How It’s Played – The Rules
The game lasts for 8 rounds, and every round consists of 3 phases:
- A new action tile is revealed. There are 8 action tiles ready to be revealed, adding one new possible action per round.
- Action phase. Players now alternate (starting with the player who has the first player marker) in choosing tiles from the action board. Tiles are removed from the board (for the round) and actions are carried out immediately.
The number of actions increases during the game. In rounds 1-3, each player gets two actions, in rounds 4-7 three actions, and in the final round, four actions. - When the players are done, the round ends. Action tiles are returned to the action board and the starting player token moves to the other player.
The action board is what makes the game interesting. Actions that you take basically do four things: excavate a room, build a room, use a room, or gain resources. But in practice, the action tiles are not that straightforward.
There are combinations of the above, plus things such as constructing walls, not to mention that some actions cost resources and that you often have a choice of several actions from the same action tile. Some are more effective, but also more expensive.
If you have a room built on space (which costs resources), you can activate it by taking a room activation action tile. Rooms usually give more powerful combos, like transforming one resource into another (bakehouse makes food and gold from emmer – an ancient form of grain).
There are also special rooms, which have passive abilities that you don’t have to specifically activate. They always give you a bonus.
Besides their resource cost, rooms also have wall requirements, meaning that you have to have a certain arrangement of walls around a tile before you can build them. Some very valuable rooms, like the Dungeon, have to be fully enclosed. You can build walls from the appropriate action board tile, and you can raze them after the rooms are built (this part kills the immersion slightly).
Each room has a victory point value. These are added together after round 8 and, together with your amount of gold, form your score for the game.
Review – What do I think about it?
Anyone can learn Cave vs Cave in a matter of minutes. The core principles are straightforward and easy to understand. But playing and playing well are two very different matters.

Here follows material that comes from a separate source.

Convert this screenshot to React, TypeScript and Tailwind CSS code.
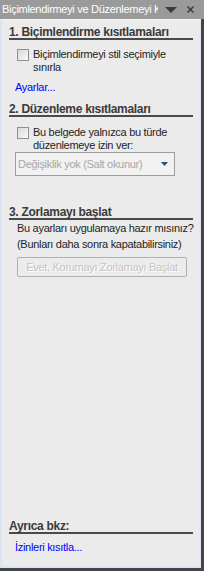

This is where Uwe’s brilliance comes through. The design of actions is very refined, producing a very tight gaming experience. There are no useless or overpowered actions. They all have a space in the game.
As do the rooms. There is a lot of variety in what they do and, since you never know which one you will excavate, different rooms will become available every game. Creating a good synergy between rooms is what you’re aiming for and you’ll have to do that differently every game.
A good synergy creates a powerful resource engine. When you take an action that activates several rooms and you get a resource from room A, that you convert into more resources in room B, and into gold in room C, it will be very satisfying.
Having more resources means you can build more rooms and produce even more resources, resulting in a lot of rooms and a lot of points. And a victory, hopefully.
Unique blue rooms can help out with that synergy, granting special powers, like activating an extra room (whenever you take the activate action), receiving extra resources, being able to sell existing walls for gold, and so on.
You’re not alone in the game, of course. As each of the action tiles, can only be used once per round, some will be in high demand. Sometimes you’ll want to make a sub-optimal move, only to deny the action to the other player.
The same is true for rooms in the common area. The really valuable ones are rare, and if you see your opponent building up a suspicious-looking wall, you can be pretty sure what room he’s aiming for.
This richness in possibilities and co-dependence comes with a price. There are a lot of icons for all the actions and rooms, most of them being unique. You’ll have to refer to the rulebook for the first couple of games to get a hang of it. Luckily, the rulebook is short and well-written, so finding an answer was always quick for us.
As said, the game really opens up when you figure out what different things do and how you can combine them to make them even stronger. As there’s close to no luck involved in Caverna: Cave vs Cave, this also means a good player will be very hard to beat.
Luckily there is a way to practice in the single-player mode, where you compete just for points. It’s a welcomed addition and a great training tool.
Conclusion
While it’s simple on the outside, Caverna: Cave vs Cave is a deep and complex game, a true Uwe Rosenberg board game. We had a lot of fun with our copy. The cave-engine building is challenging and engaging.
There are some minor shortcomings, like the clumsy resource track, pasted-on theme, or sometimes ambiguous iconography.
But despite these minor quirks, Caverna: Cave vs Cave is an excellent 2-player game, especially when considering the price (which is on the low side). It’s a great entrance into the world of more complex gaming and a good introduction to Uwe Rosenberg’s gaming style. Recommended!